By the time I reached the Bull Run Aid Station for the second time I knew that the race was just about done. I grabbed a pineapple popsicle and it proved to be quite refreshing until a massive brain freeze set in! Out of the AS, the course climbed 700 feet over the next three miles and then started a 1,080 foot descent to the finish down rolling hills. The most exciting part was when one of the guys I had kept pace with since mile 28 began waving his hands and gesturing to move to the right side of the trail. (I’m sure that I would’ve heard him shouting if I wasn’t listening to music.) As I continued along I saw a four foot stick that looked like it was moving. It was then that I realized the runner ahead had been warning me about a rattlesnake. Thankfully the trail was quite wide and the rattler and I passed without incident.

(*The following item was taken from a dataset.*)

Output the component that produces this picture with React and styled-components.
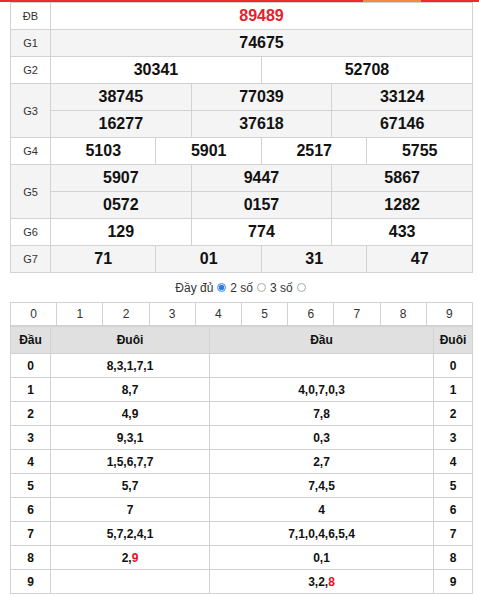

From there it was a short descent to the finish (and legendary barbecue) where I crossed the line at 6:50:32, which was 50th overall and 9th in my age group. Although I was well shy of my goal, I was glad to set a PR, even if only by six minutes and change. While I didn’t get to see them, Pete Broomhall and Stacie Riddle were unafraid to take on and conquer the 100k course and get a 2017 Western States qualifier under their belts. Kudos to RD John Brooks, the Quicksilver Running Club and its dedicated volunteers for putting on a top-notch event. I wholeheartedly recommend it to anyone seeking a challenging, picturesque and well-organized race. Thanks to Daniela Porri for coming out to lend her support at the finish. Lastly, I am eternally indebted to my wife and kids for continuing to support my habit.